Part of a data file
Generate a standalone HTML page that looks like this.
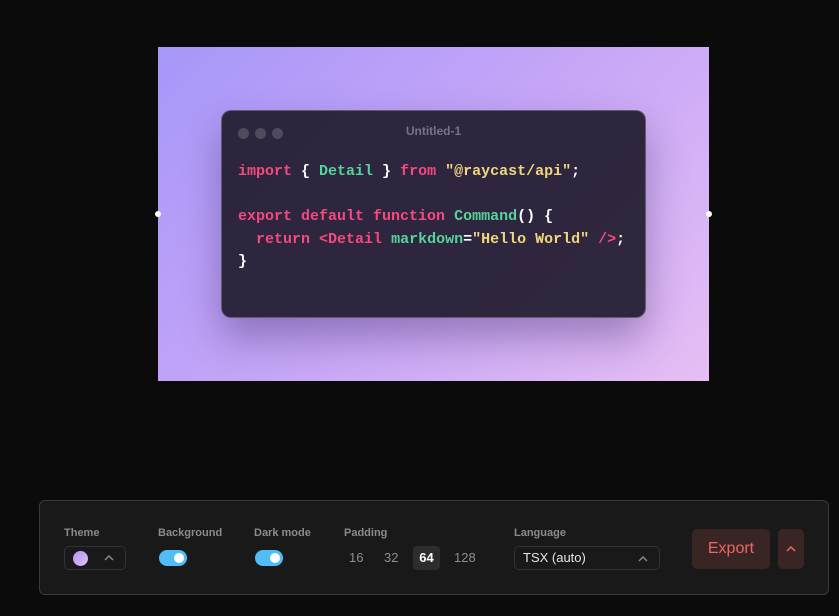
<!DOCTYPE html>
<html><head><meta charset="utf-8"><style>
*{margin:0;padding:0;box-sizing:border-box}
body{width:839px;height:616px;background:#0b0b0b;position:relative;overflow:hidden;font-family:"Liberation Sans",sans-serif}
.frame{position:absolute;left:158px;top:47px;width:551px;height:334px;background:linear-gradient(135deg,#a797f9 0%,#c6a6f7 50%,#e6bef4 100%)}
.h{position:absolute;width:6px;height:6px;border-radius:50%;background:#fff;top:211px}
.win{position:absolute;left:221px;top:110px;width:425px;height:208px;background:rgba(36,30,50,0.94);border:1px solid rgba(255,255,255,0.25);border-radius:10px;box-shadow:0 20px 40px rgba(40,20,80,0.35)}
.dot{position:absolute;top:17px;width:11px;height:11px;border-radius:50%;background:#504a5c}
.title{position:absolute;top:13px;left:0;right:0;text-align:center;color:#77728a;font-size:12px;font-weight:bold}
pre{position:absolute;left:16px;top:50px;font-family:"Liberation Mono",monospace;font-size:15px;line-height:22.5px;color:#fff;font-weight:bold}
.k{color:#f5497f}.g{color:#56d39a}.y{color:#f1d77c}
.panel{position:absolute;left:39px;top:500px;width:790px;height:95px;background:#191919;border:1px solid #3a3a3a;border-radius:6px}
.lbl{position:absolute;top:26px;color:#8b8b8b;font-size:11px;font-weight:bold}
.tog{position:absolute;top:49px;width:28px;height:16px;border-radius:8px;background:#4fbdf8}
.tog::after{content:"";position:absolute;right:3px;top:3px;width:10px;height:10px;border-radius:50%;background:#fff}
.pad{position:absolute;top:45px;color:#8e8e8e;font-size:13px;height:24px;line-height:24px}
</style></head><body>
<div class="frame"></div>
<div class="h" style="left:155px"></div><div class="h" style="left:706px"></div>
<div class="win">
<div class="dot" style="left:16px"></div><div class="dot" style="left:33px"></div><div class="dot" style="left:50px"></div>
<div class="title">Untitled-1</div>
<pre><span class="k">import</span> { <span class="g">Detail</span> } <span class="k">from</span> <span class="y">"@raycast/api"</span>;

<span class="k">export default function</span> <span class="g">Command</span>() {
  <span class="k">return &lt;Detail</span> <span class="g">markdown</span>=<span class="y">"Hello World"</span> <span class="k">/&gt;</span>;
}</pre>
</div>
<div class="panel">
<div class="lbl" style="left:24px">Theme</div>
<div style="position:absolute;left:24px;top:45px;width:62px;height:24px;border:1px solid #333;border-radius:5px">
<div style="position:absolute;left:8px;top:4px;width:15px;height:15px;border-radius:50%;background:linear-gradient(135deg,#a797f9,#e6bef4)"></div>
<svg style="position:absolute;left:38px;top:6px" width="12" height="10"><path d="M2 7L6 3L10 7" stroke="#888" stroke-width="1.5" fill="none"/></svg></div>
<div class="lbl" style="left:118px">Background</div>
<div class="tog" style="left:119px"></div>
<div class="lbl" style="left:214px">Dark mode</div>
<div class="tog" style="left:215px"></div>
<div class="lbl" style="left:304px">Padding</div>
<div class="pad" style="left:309px">16</div>
<div class="pad" style="left:344px">32</div>
<div class="pad" style="left:373px;width:27px;text-align:center;background:#2d2d2d;border-radius:4px;color:#fff;font-weight:bold">64</div>
<div class="pad" style="left:414px">128</div>
<div class="lbl" style="left:474px">Language</div>
<div style="position:absolute;left:474px;top:45px;width:146px;height:24px;border:1px solid #333;border-radius:5px;color:#e6e6e6;font-size:13px;line-height:22px;padding-left:8px">TSX (auto)
<svg style="position:absolute;left:122px;top:7px" width="12" height="10"><path d="M2 7L6 3L10 7" stroke="#888" stroke-width="1.5" fill="none"/></svg></div>
<div style="position:absolute;left:652px;top:28px;width:78px;height:40px;background:#3a2525;border-radius:5px;color:#f06565;font-size:16px;text-align:center;line-height:40px">Export</div>
<div style="position:absolute;left:738px;top:28px;width:26px;height:40px;background:#3a2525;border-radius:5px">
<svg style="position:absolute;left:7px;top:15px" width="12" height="10"><path d="M2 7L6 3L10 7" stroke="#f06565" stroke-width="1.5" fill="none"/></svg></div>
</div>
</body></html>
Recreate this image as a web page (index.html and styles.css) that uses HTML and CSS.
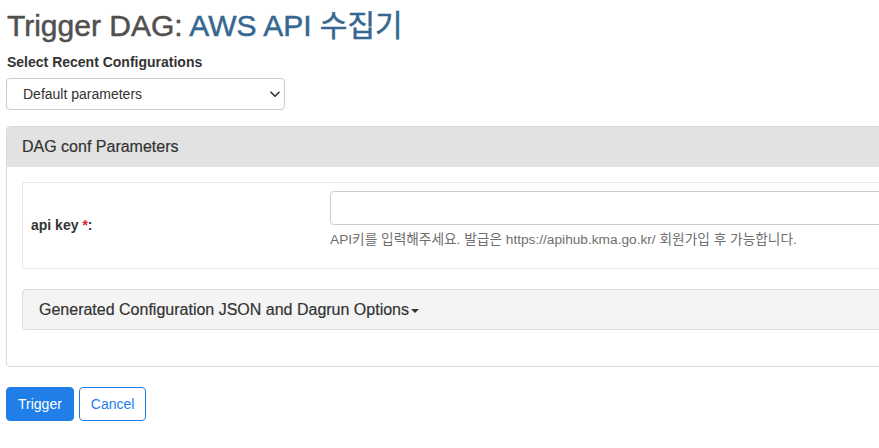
FILE: index.html
```html
<!DOCTYPE html>
<html lang="ko">
<head>
<meta charset="utf-8">
<title>Trigger DAG</title>
<link rel="stylesheet" href="styles.css">
</head>
<body>
<div class="page">
  <h2 class="title">Trigger DAG: <span class="dag-id">AWS API 수집기</span></h2>
  <form class="trigger-form">
    <label class="field-label" for="recent">Select Recent Configurations</label>
    <div class="select-wrap">
      <select id="recent" class="select">
        <option>Default parameters</option>
      </select>
      <svg class="chevron" width="10" height="7" viewBox="0 0 10 7"><path d="M1 1.2 L5 5.2 L9 1.2" fill="none" stroke="#333" stroke-width="1.6" stroke-linecap="round" stroke-linejoin="round"/></svg>
    </div>

    <div class="panel">
      <div class="panel-heading">DAG conf Parameters</div>
      <div class="panel-body">
        <table class="params">
          <tr>
            <td class="param-label"><label for="api_key">api key <span class="req">*</span>:</label></td>
            <td class="param-field">
              <input id="api_key" class="input" type="text">
              <span class="help">API키를 입력해주세요. 발급은 https://apihub.kma.go.kr/ 회원가입 후 가능합니다.</span>
            </td>
          </tr>
        </table>
        <div class="collapse-panel">
          <div class="collapse-heading">Generated Configuration JSON and Dagrun Options<span class="caret"></span></div>
        </div>
      </div>
    </div>

    <div class="actions">
      <button type="button" class="btn btn-primary">Trigger</button>
      <button type="button" class="btn btn-outline">Cancel</button>
    </div>
  </form>
</div>
</body>
</html>
```
FILE: styles.css
```css
html, body {
  margin: 0;
  padding: 0;
  background: #fff;
  overflow: hidden;
}
body {
  font-family: "Liberation Sans", Arial, "Noto Sans CJK KR", sans-serif;
  font-size: 14px;
  line-height: 1.42857;
  color: #51504f;
}
.page {
  width: 1150px;
  padding: 0 6px;
}
.title {
  margin: 9px 0 10px 1px;
  font-size: 30px;
  line-height: 33px;
  font-weight: 400;
  color: #51504f;
  -webkit-text-stroke: 0.5px currentColor;
}
.dag-id {
  color: #366791;
}
.trigger-form {
  display: flex;
  flex-direction: column;
  align-items: flex-start;
}
.field-label {
  font-weight: 700;
  font-size: 14px;
  line-height: 20px;
  margin: 0 0 6px 1px;
  color: #333;
}
.select-wrap {
  position: relative;
  width: 279px;
}
.select {
  appearance: none;
  -webkit-appearance: none;
  display: block;
  width: 100%;
  height: 32px;
  padding: 0 30px 0 16px;
  border: 1px solid #ccc;
  border-radius: 4px;
  background: #fff;
  font-family: "Liberation Sans", Arial, sans-serif;
  font-size: 14px;
  color: #333;
}
.chevron {
  position: absolute;
  right: 5px;
  top: 13px;
}
.panel {
  align-self: stretch;
  margin-top: 16px;
  border: 1px solid #d9d9d9;
  border-radius: 4px;
}
.panel-heading {
  background: #e2e2e2;
  padding: 10px 15px;
  font-size: 16px;
  line-height: 19px;
  color: #333;
  border-bottom: 1px solid #e2e2e2;
  border-radius: 3px 3px 0 0;
  -webkit-text-stroke: 0.2px currentColor;
}
.panel-body {
  padding: 15px 15px 16px;
}
.params {
  width: 100%;
  border-collapse: collapse;
  border: 1px solid #ebebeb;
  margin-bottom: 20px;
}
.params td {
  padding: 8px;
  vertical-align: middle;
}
.param-label {
  width: 283px;
  font-weight: 700;
  color: #333;
}
.req {
  color: #e02020;
}
.param-field {
  padding-left: 8px;
}
.input {
  display: block;
  box-sizing: border-box;
  width: 100%;
  height: 34px;
  border: 1px solid #ccc;
  border-radius: 4px;
  background: #fff;
  margin: 0;
}
.help {
  display: block;
  margin: 5px 0 10px;
  font-size: 13.7px;
  line-height: 20px;
  color: #6f6f6f;
  font-family: "Liberation Sans", Arial, "Noto Sans CJK KR", sans-serif;
}
.collapse-panel {
  border: 1px solid #dcdcdc;
  border-radius: 4px;
  background: #f4f4f4;
  margin-bottom: 20px;
}
.collapse-heading {
  padding: 10px 16px;
  font-size: 16px;
  line-height: 19px;
  color: #333;
  -webkit-text-stroke: 0.2px currentColor;
}
.caret {
  display: inline-block;
  width: 0;
  height: 0;
  margin-left: 2px;
  vertical-align: middle;
  border-top: 4px solid #333;
  border-left: 4px solid transparent;
  border-right: 4px solid transparent;
}
.actions {
  display: flex;
  gap: 5px;
  margin-top: 20px;
}
.btn {
  height: 34px;
  padding: 0 11px;
  font-family: "Liberation Sans", Arial, sans-serif;
  font-size: 14px;
  border-radius: 4px;
  border: 1px solid #1f7ee7;
  cursor: pointer;
}
.btn-primary {
  background: #1f7ee7;
  color: #fff;
}
.btn-outline {
  background: #fff;
  color: #1f7ee7;
}
```
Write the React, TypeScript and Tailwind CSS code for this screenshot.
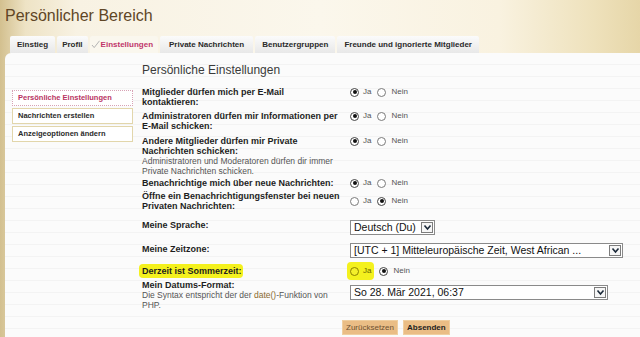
import React from "react";

// Radio buttons drawn as spans so they look like the old browser widgets
function Radio({ checked, marked }: { checked: boolean; marked?: boolean }) {
  const ring = marked
    ? "border-[#8c8200] bg-[#f4ef2a]"
    : checked
    ? "border-[#444] bg-white"
    : "border-[#7a7a7a] bg-white";
  return (
    <span className={`flex h-[9px] w-[9px] items-center justify-center rounded-full border ${ring}`}>
      {checked && <span className="h-[4px] w-[4px] rounded-full bg-[#111]" />}
    </span>
  );
}

function YesNo({ yes, marked }: { yes: boolean; marked?: boolean }) {
  return (
    <div className="flex h-[10px] items-center text-[8px] text-[#555]">
      {marked ? (
        <span className="-ml-[3px] flex items-center rounded-[4px] bg-[#f4f11e] py-[3px] pl-[3px] pr-[3px]">
          <Radio checked={yes} marked />
          <span className="ml-[4px] text-[#6a6400]">Ja</span>
        </span>
      ) : (
        <>
          <Radio checked={yes} />
          <span className="ml-[4px]">Ja</span>
        </>
      )}
      <span className={marked ? "ml-[5px]" : "ml-[6px]"}>
        <Radio checked={!yes} />
      </span>
      <span className="ml-[5px]">Nein</span>
    </div>
  );
}

function Chevron() {
  return (
    <span className="flex h-[11px] w-[12px] items-center justify-center border border-[#7d7d7d] bg-[#f6f6f6]">
      <svg width="9" height="7" viewBox="0 0 9 7">
        <path d="M1.5 1.5 L4.5 5 L7.5 1.5" fill="none" stroke="#1c2a3a" strokeWidth="1.6" />
      </svg>
    </span>
  );
}

function Select({ value, width, className = "" }: { value: string; width: string; className?: string }) {
  return (
    <div
      className={`flex h-[15px] items-center justify-between border border-[#8a8a8a] bg-white pl-[3px] pr-[1px] text-[10.5px] leading-none text-[#111] ${width} ${className}`}
    >
      <span className="whitespace-nowrap">{value}</span>
      <Chevron />
    </div>
  );
}

function Row({
  label,
  desc,
  children,
  className = "",
  labelClass = "",
  inputClass = "",
}: {
  label: React.ReactNode;
  desc?: React.ReactNode;
  children: React.ReactNode;
  className?: string;
  labelClass?: string;
  inputClass?: string;
}) {
  return (
    <div className={`flex items-start ${className}`}>
      <div className={`w-[208px] shrink-0 whitespace-nowrap ${labelClass}`}>
        <div className="text-[9px] font-bold leading-[10px] text-[#1e1e1e]">{label}</div>
        {desc && <div className="text-[8.5px] leading-[10px] text-[#555]">{desc}</div>}
      </div>
      <div className={`flex ${inputClass}`}>{children}</div>
    </div>
  );
}

const tabs = [
  { name: "Einstieg", cls: "px-[7px]" },
  { name: "Profil", cls: "px-[5px]" },
  { name: "Einstellungen", cls: "pl-[1px] pr-[5px]", active: true },
  { name: "Private Nachrichten", cls: "px-[9px]" },
  { name: "Benutzergruppen", cls: "px-[7px]" },
  { name: "Freunde und ignorierte Mitglieder", cls: "px-[7px]" },
];

const menu = [
  { name: "Persönliche Einstellungen", active: true },
  { name: "Nachrichten erstellen" },
  { name: "Anzeigeoptionen ändern" },
];

export default function App() {
  return (
    <div className="flex h-[337px] w-[640px] flex-col overflow-hidden bg-[linear-gradient(90deg,#d3c08f_0%,#eee3c5_4%,#f8f2e3_12%,#fbf7ec_50%,#f9f2e0_78%,#eee1bb_93%,#e6d6a8_100%)] font-['Liberation_Sans',Arial,sans-serif]">
      <h1 className="pl-[5px] pt-[6px] text-[16px] leading-[20px] text-[#5f4626]">Persönlicher Bereich</h1>

      <nav className="ml-[10px] mt-[10px] flex h-[17px] gap-[2px]">
        {tabs.map((t) => (
          <div
            key={t.name}
            className={`flex h-full items-center whitespace-nowrap rounded-t-[2px] text-[8px] font-bold ${t.cls} ${
              t.active
                ? "bg-[#faf7ee] text-[#c0356a]"
                : "bg-[linear-gradient(180deg,#fbfbfb,#e8e8e8)] text-[#2a2a2a]"
            }`}
          >
            {t.active && (
              <svg width="9" height="9" viewBox="0 0 9 9" className="mr-[1px]">
                <path d="M1 5 L3.2 7.6 L8.5 0.8" fill="none" stroke="#b4b4b4" strokeWidth="1" />
              </svg>
            )}
            {t.name}
          </div>
        ))}
      </nav>

      <div className="ml-[5px] flex flex-1 rounded-tl-[6px] bg-[repeating-linear-gradient(180deg,#fbfbfb_0px,#fbfbfb_11px,#f3f3f3_11px,#f3f3f3_12px)]">
        <aside className="ml-[7px] flex w-[121px] shrink-0 flex-col gap-[2px] pt-[37px]">
          {menu.map((m) => (
            <div
              key={m.name}
              className={`flex h-[16px] items-center whitespace-nowrap border bg-white pl-[5px] text-[7.5px] font-bold ${
                m.active ? "border-dotted border-[#d8a2b5] text-[#b83262]" : "border-[#e2d6ab] text-[#2a2a2a]"
              }`}
            >
              {m.name}
            </div>
          ))}
        </aside>

        <main className="ml-[9px] flex-1 pt-[10px]">
          <h2 className="text-[12px] leading-[14px] text-[#3a3a3a]">Persönliche Einstellungen</h2>

          <Row className="mt-[10px]" label={<>Mitglieder dürfen mich per E-Mail<br />kontaktieren:</>}>
            <YesNo yes />
          </Row>
          <Row className="mt-[4px]" label={<>Administratoren dürfen mir Informationen per<br />E-Mail schicken:</>}>
            <YesNo yes />
          </Row>
          <Row
            className="mt-[5px]"
            label={<>Andere Mitglieder dürfen mir Private<br />Nachrichten schicken:</>}
            desc={<>Administratoren und Moderatoren dürfen dir immer<br />Private Nachrichten schicken.</>}
          >
            <YesNo yes />
          </Row>
          <Row className="mt-[2px]" label="Benachrichtige mich über neue Nachrichten:">
            <YesNo yes />
          </Row>
          <Row
            className="mt-[3px]"
            inputClass="mt-[5px]"
            label={<>Öffne ein Benachrichtigungsfenster bei neuen<br />Privaten Nachrichten:</>}
          >
            <YesNo yes={false} />
          </Row>
          <Row className="mt-[9px]" label="Meine Sprache:">
            <Select value="Deutsch (Du)" width="w-[85px]" />
          </Row>
          <Row className="mt-[8px]" labelClass="mt-[1px]" label="Meine Zeitzone:">
            <Select value="[UTC + 1] Mitteleuropäische Zeit, West African ..." width="w-[273px]" />
          </Row>
          <Row
            className="mt-[8px]"
            label={
              <span className="-ml-[3px] rounded-[4px] bg-[#f4f11e] py-[2px] pl-[3px] pr-[1px]">Derzeit ist Sommerzeit:</span>
            }
          >
            <YesNo yes={false} marked />
          </Row>
          <Row
            className="mt-[4px]"
            inputClass="mt-[5px]"
            label="Mein Datums-Format:"
            desc={
              <>
                Die Syntax entspricht der der <span className="text-[#8a6a2e]">date()</span>-Funktion von
                <br />
                PHP.
              </>
            }
          >
            <Select value="So 28. Mär 2021, 06:37" width="w-[258px]" className="h-[14px]" />
          </Row>

          <div className="ml-[200px] mt-[10px] flex gap-[5px]">
            <button className="h-[15px] border border-[#f0cfa0] bg-[#eabd85] px-[3px] text-[8px] text-[#6e5232]">
              Zurücksetzen
            </button>
            <button className="h-[15px] border border-[#f0cfa0] bg-[#eabd85] px-[3px] text-[8px] font-bold text-[#1e1e1e]">
              Absenden
            </button>
          </div>
        </main>
      </div>
    </div>
  );
}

Stated goal:
Count how many lines above contain the word "like". Reply with the number alone.

Solution:
2